Schon an der Flasche zu erkennen: Weine aus Ersten Lagen

Diese Neuordnung war dringend notwendig, drohte die Idee der klassifizierten Lagen und Weine doch, ihre Dynamik im Wirrwarr der Bezeichnungen und Sonderregelungen zu verlieren. Zwar würde man sich auch heute noch etwas mehr Einheitlichkeit wünschen, aber der Schritt von 2006 geht eindeutig in die richtige Richtung. Trockene Weine aus Ersten Lagen werden seither in allen deutschen Weinbaugebieten mit Ausnahme des Rheingaus als "Große Gewächse" bezeichnet. Nur der Rheingau behielt für diese Kategorie den Namen "Erstes Gewächs", vor allem, weil es sich hier um einen weingesetzlich zugelassenen Begriff handelt, während "Erste Lage" und "Großes Gewächs" bislang nur als Marken existieren. Süße und edelsüße Weine ab dem Prädikat Spätlese heißen hingegen in allen Weinbauregionen einheitlich "Erste Lage".

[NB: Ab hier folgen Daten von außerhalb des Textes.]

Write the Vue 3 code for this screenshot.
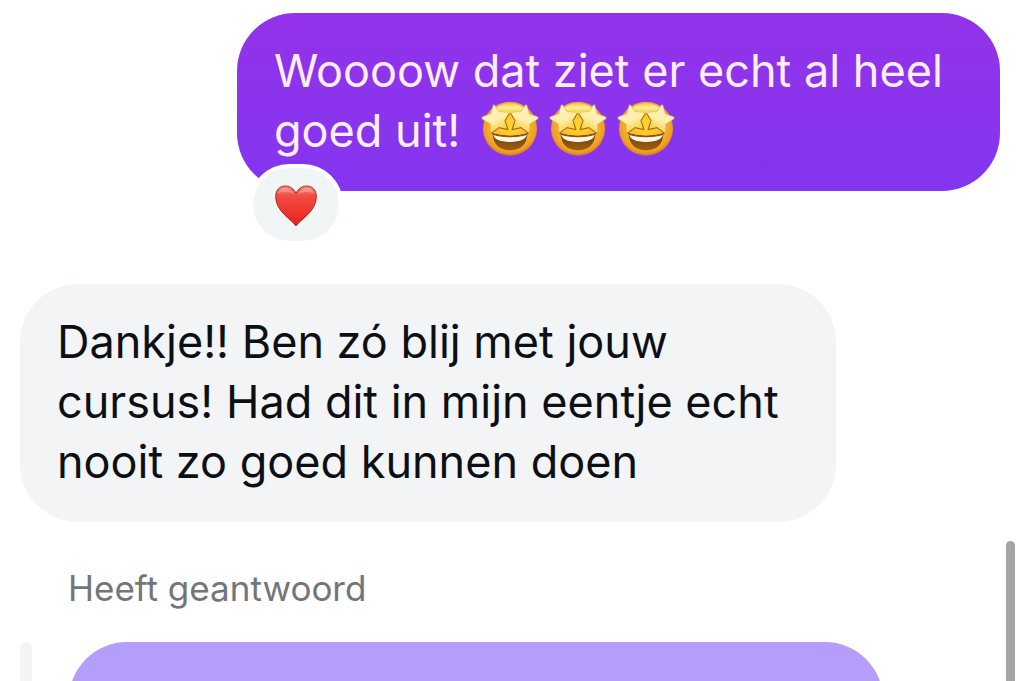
<script setup>
const sent = 'Woooow dat ziet er echt al heel goed uit!'
const received = 'Dankje!! Ben zó blij met jouw cursus! Had dit in mijn eentje echt nooit zo goed kunnen doen'
const starStruckCount = 3
</script>

<template>
  <main class="chat">
    <svg class="defs" aria-hidden="true">
      <defs>
        <radialGradient id="face" cx="0.5" cy="0.45" r="0.55">
          <stop offset="0" stop-color="#ffd629" />
          <stop offset="0.6" stop-color="#fbb92d" />
          <stop offset="0.88" stop-color="#f09c25" />
          <stop offset="1" stop-color="#d07a28" />
        </radialGradient>
        <linearGradient id="shine" x1="0" y1="0" x2="0" y2="1">
          <stop offset="0" stop-color="#f6bd45" />
          <stop offset="0.4" stop-color="#ffef9c" />
          <stop offset="1" stop-color="#f9cf48" />
        </linearGradient>
        <linearGradient id="star-left" x1="0.2" y1="0" x2="0.75" y2="1">
          <stop offset="0" stop-color="#fff1d0" />
          <stop offset="0.55" stop-color="#ffefa8" />
          <stop offset="1" stop-color="#f3c427" />
        </linearGradient>
        <linearGradient id="mouth" x1="0" y1="0" x2="0" y2="1">
          <stop offset="0" stop-color="#6c3c0a" />
          <stop offset="1" stop-color="#9c6212" />
        </linearGradient>
        <linearGradient id="heart" x1="0" y1="0" x2="0" y2="1">
          <stop offset="0" stop-color="#f58a80" />
          <stop offset="0.25" stop-color="#f24b42" />
          <stop offset="0.7" stop-color="#ee3229" />
          <stop offset="1" stop-color="#d3261e" />
        </linearGradient>
        <g id="eye">
          <path d="M43 27 Q46 25 48 29 L60 47 L88 49 Q93 51 90 55 L79 74 L87 98 Q88 104 82 102 L60 95 L39 111 Q34 112 35 106 L34 84 L10 69 Q6 65 11 62 L35 54 Z" fill="url(#star-left)" stroke="#e8b84c" stroke-width="2" stroke-linejoin="round" />
          <path d="M91 52 L78 74 L87 101 L60 95 L38 111" fill="none" stroke="#9a6010" stroke-width="3" stroke-linejoin="round" />
        </g>
        <symbol id="star-struck" viewBox="6 12 174 174">
          <circle cx="93" cy="98" r="81" fill="url(#face)" />
          <path d="M40 48 Q60 21 93 21 Q126 21 146 48 Q120 52 93 52 Q66 52 40 48 Z" fill="url(#shine)" />
          <path d="M41 112 Q93 126 145 112 Q143 162 93 163 Q43 162 41 112 Z" fill="url(#mouth)" />
          <path d="M43 115 Q93 129 143 115 Q142 137 93 138 Q44 137 43 115 Z" fill="#fff8ec" />
          <path d="M36 109 Q42 116 54 118 Q93 126 132 118 Q144 116 150 109" fill="none" stroke="#965009" stroke-width="4" stroke-linecap="round" />
          <use href="#eye" />
          <use href="#eye" transform="translate(186 0) scale(-1 1)" />
        </symbol>
      </defs>
    </svg>

    <section class="outgoing">
      <p class="bubble purple">
        {{ sent }}
        <span class="emojis" role="img" aria-label="Drie gezichten met sterretjesogen">
          <svg v-for="n in starStruckCount" :key="n" class="emoji"><use href="#star-struck" /></svg>
        </span>
      </p>
      <button class="reaction" type="button" aria-label="Hartje">
        <svg class="heart" viewBox="0 0 126 126">
          <path d="M63 123 C52 105 2 80 2 35 C2 14 15 3 31 3 C46 3 57 12 63 25 C69 12 80 3 95 3 C111 3 124 14 124 35 C124 80 74 105 63 123 Z" fill="url(#heart)" stroke="#a92b29" stroke-width="3" />
          <path d="M9 25 Q15 9 32 9 Q47 10 55 26 Q33 15 9 25 Z M71 26 Q79 10 94 9 Q111 9 117 25 Q93 15 71 26 Z" fill="#ffb1a5" opacity="0.5" />
        </svg>
      </button>
    </section>

    <p class="bubble gray">{{ received }}</p>

    <p class="reply-label">Heeft geantwoord</p>
    <div class="quote">
      <span class="quote-bar"></span>
      <div class="quote-bubble"></div>
    </div>
    <div class="scrollbar"></div>
  </main>
</template>

<style>
body {
  background: #fff;
}
</style>

<style scoped>
.chat {
  position: relative;
  box-sizing: border-box;
  height: 100vh;
  overflow: hidden;
  padding: 13px 24px 0 20px;
  display: flex;
  flex-direction: column;
  align-items: flex-start;
  font-family: Inter, "Liberation Sans", sans-serif;
}

.defs {
  position: absolute;
  width: 0;
  height: 0;
}

.outgoing {
  position: relative;
  align-self: flex-end;
  margin-bottom: 93px;
}

.bubble {
  box-sizing: border-box;
  flex: none;
  margin: 0;
  padding: 28px 37px 30px;
  border-radius: 58px;
  font-size: 45px;
  line-height: 60px;
}

.purple {
  max-width: 763px;
  background: linear-gradient(#9333ea, #8335ef);
  color: #fdeeff;
}

.gray {
  max-width: 816px;
  background: #f2f4f6;
  color: #0c1014;
}

.emojis {
  display: inline-flex;
  gap: 10px;
  height: 58px;
  margin: -12px 0 0 8px;
  vertical-align: -11px;
}

.emoji {
  width: 58px;
  height: 58px;
}

.reaction {
  position: absolute;
  left: 12px;
  bottom: -54px;
  box-sizing: border-box;
  width: 94px;
  height: 81px;
  padding: 2px 0 0;
  display: flex;
  align-items: center;
  justify-content: center;
  border: 4px solid #fff;
  border-radius: 42px;
  background: #f2f5f6;
}

.heart {
  width: 42px;
  height: 42px;
}

.reply-label {
  flex: none;
  margin: 43px 0 0 48px;
  color: #737679;
  font-size: 35px;
  line-height: 46px;
}

.quote {
  flex: none;
  align-self: stretch;
  display: flex;
  gap: 37px;
  margin-top: 31px;
}

.quote-bar {
  width: 12px;
  border-radius: 6px;
  background: #f2f3f5;
}

.quote-bubble {
  flex: 0 1 814px;
  height: 178px;
  border-radius: 58px;
  background: #b59dfc;
}

.scrollbar {
  position: absolute;
  top: 541px;
  right: 9px;
  bottom: -9px;
  width: 9px;
  border-radius: 5px;
  background: #a5a5a5;
}
</style>
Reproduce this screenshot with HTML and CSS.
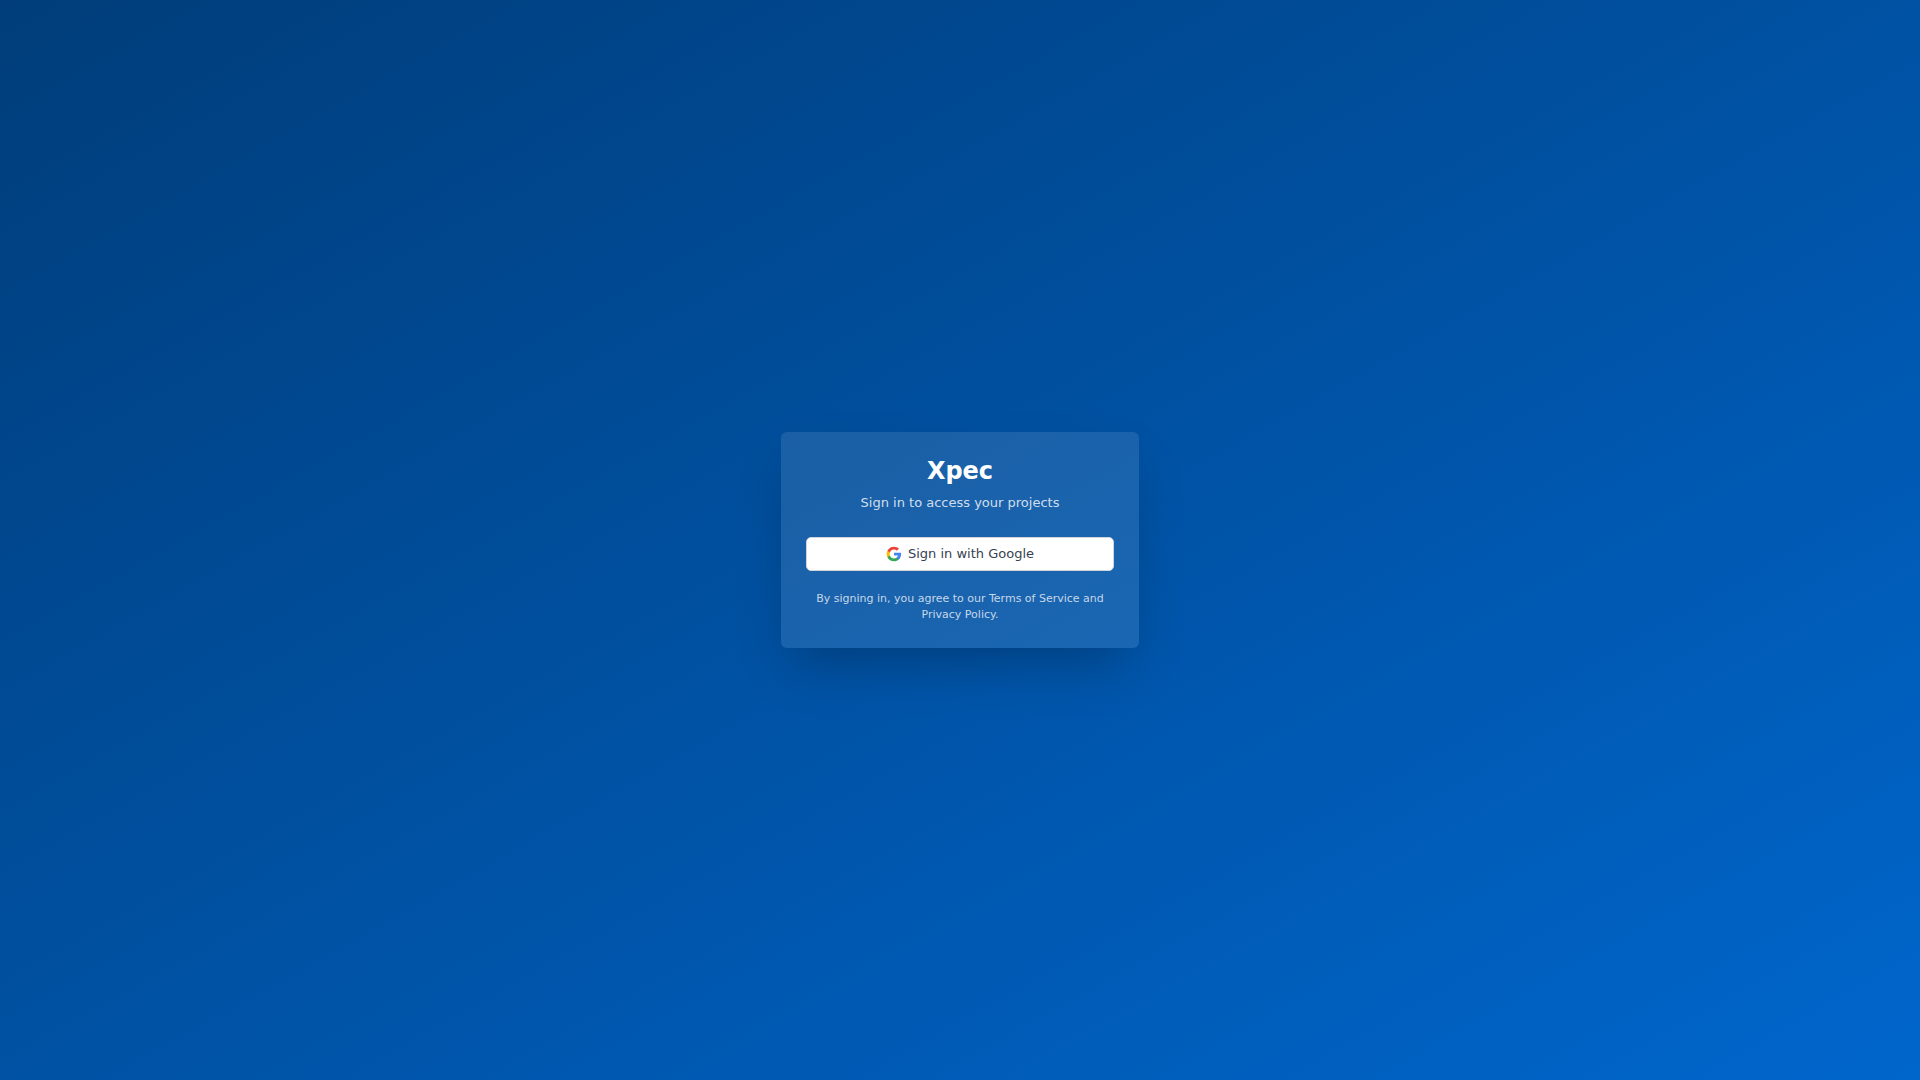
FILE: index.html
```html
<!DOCTYPE html>
<html lang="en">
<head>
<meta charset="utf-8">
<meta name="viewport" content="width=device-width, initial-scale=1">
<title>Xpec</title>
<link rel="stylesheet" href="styles.css">
</head>
<body>
<main class="page">
  <section class="card">
    <header class="card-header">
      <h1 class="title">Xpec</h1>
      <p class="subtitle">Sign in to access your projects</p>
    </header>
    <button class="google-button" type="button">
      <svg class="google-icon" viewBox="0 0 24 24" aria-hidden="true">
        <path fill="#4285F4" d="M22.56 12.25c0-.78-.07-1.53-.2-2.25H12v4.26h5.92c-.26 1.37-1.04 2.53-2.21 3.31v2.77h3.57c2.08-1.92 3.28-4.74 3.28-8.09z"/>
        <path fill="#34A853" d="M12 23c2.97 0 5.46-.98 7.28-2.66l-3.57-2.77c-.98.66-2.23 1.06-3.71 1.06-2.86 0-5.29-1.93-6.16-4.53H2.18v2.84C3.99 20.53 7.7 23 12 23z"/>
        <path fill="#FBBC05" d="M5.84 14.09c-.22-.66-.35-1.36-.35-2.09s.13-1.43.35-2.09V7.07H2.18C1.43 8.55 1 10.22 1 12s.43 3.45 1.18 4.93l2.85-2.22.81-.62z"/>
        <path fill="#EA4335" d="M12 5.38c1.62 0 3.06.56 4.21 1.64l3.15-3.15C17.45 2.09 14.97 1 12 1 7.7 1 3.99 3.47 2.18 7.07l3.66 2.84c.87-2.6 3.3-4.53 6.16-4.53z"/>
      </svg>
      <span>Sign in with Google</span>
    </button>
    <p class="terms">By signing in, you agree to our Terms of Service and Privacy Policy.</p>
  </section>
</main>
</body>
</html>
```

FILE: styles.css
```css
* {
  box-sizing: border-box;
  margin: 0;
}

body {
  font-family: "DejaVu Sans", sans-serif;
  color: #fff;
}

.page {
  min-height: 100vh;
  display: flex;
  align-items: center;
  justify-content: center;
  padding: 16px;
  background: linear-gradient(to bottom right, #003d7a, #0066cc);
}

.card {
  width: 100%;
  max-width: 358px;
  padding: 25px;
  border-radius: 6px;
  background: rgba(255, 255, 255, 0.1);
  box-shadow: 0 25px 50px -12px rgba(0, 0, 0, 0.25);
  text-align: center;
}

.card-header {
  margin-bottom: 24px;
}

.title {
  margin-bottom: 8px;
  font-size: 24px;
  line-height: 28px;
  font-weight: 700;
}

.subtitle {
  font-size: 13px;
  line-height: 20px;
  color: rgba(255, 255, 255, 0.8);
}

.google-button {
  display: flex;
  align-items: center;
  justify-content: center;
  gap: 6px;
  width: 100%;
  height: 34px;
  border: 1px solid #d1d5db;
  border-radius: 5px;
  background: #fff;
  color: #374151;
  font: 13px/20px "DejaVu Sans", sans-serif;
}

.google-icon {
  width: 16px;
  height: 16px;
}

.terms {
  margin-top: 20px;
  font-size: 11px;
  line-height: 16px;
  color: rgba(255, 255, 255, 0.75);
}
```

Die Trockenen werden immer besser - sind aber selten wirklich trocken.

Während sich für die süßen Weine seit Einführung der Lagenklassifikation kaum etwas geändert hat, hat sich die Situation bei den trockenen Spitzenerzeugnissen in den letzten Jahren spürbar gewandelt. Wohl noch nie gab es in Deutschland eine so große Anzahl hochklassiger trockener Weine. Dabei steigt nicht nur die Zahl der klassifizierten Spitzengewächse; das Vorbild macht auch bei den nicht im VDP organisierten Betrieben Schule, von denen sich viele ebenfalls um die Erzeugung trockener Prestigeweine bemühen. Dennoch kann man ohne Übertreibung sagen, dass die große Mehrheit der trockenen Topgewächse des Landes den Traubenadler auf dem Etikett trägt.

 

Auch prächtige Bocksbeutel hatte der Jahrgang 2007 parat: In diesem Fall der Lump-Silvaner vom Juliusspital

Umgekehrt gilt diese Regel allerdings noch nicht ganz. Nach wie vor gibt es einige Produzenten, die die Idee der trockenen Ersten Lage noch nicht ganz verinnerlicht zu haben scheinen. Noch immer gibt es eine ganze Reihe von Weinen, die diesen Adelstitel nicht verdienen. Oft sind die Weine noch zu einfach, entsprechen mehr einer mittelmäßigen trockenen Spätlese als einem echten Grand Cru. Immer wieder versucht man auch, den Weinen mittels botrytisbefallener Trauben ein wenig auf die Beine zu helfen. Leider wirken sie dadurch allerdings in vielen Fällen nur aufgepumpt, nicht selten breit, plump und süßlich. Einen Zugewinn an Feinheit, Komplexität und Tiefe, wie man sie von echten Großen und Ersten Gewächsen erwarten darf, erhält man auf diese Art selten. Nur ganz wenige Produzenten scheinen in der Lage zu sein, auch aus teils edelfaulem Material erstklassigen trockenen Wein zu erzeugen, dem man seine Herkunft - immerhin ist der "Terroir"-Gedanke wesentlicher Bestandteil der Klassifikationsidee - auch noch anmerkt.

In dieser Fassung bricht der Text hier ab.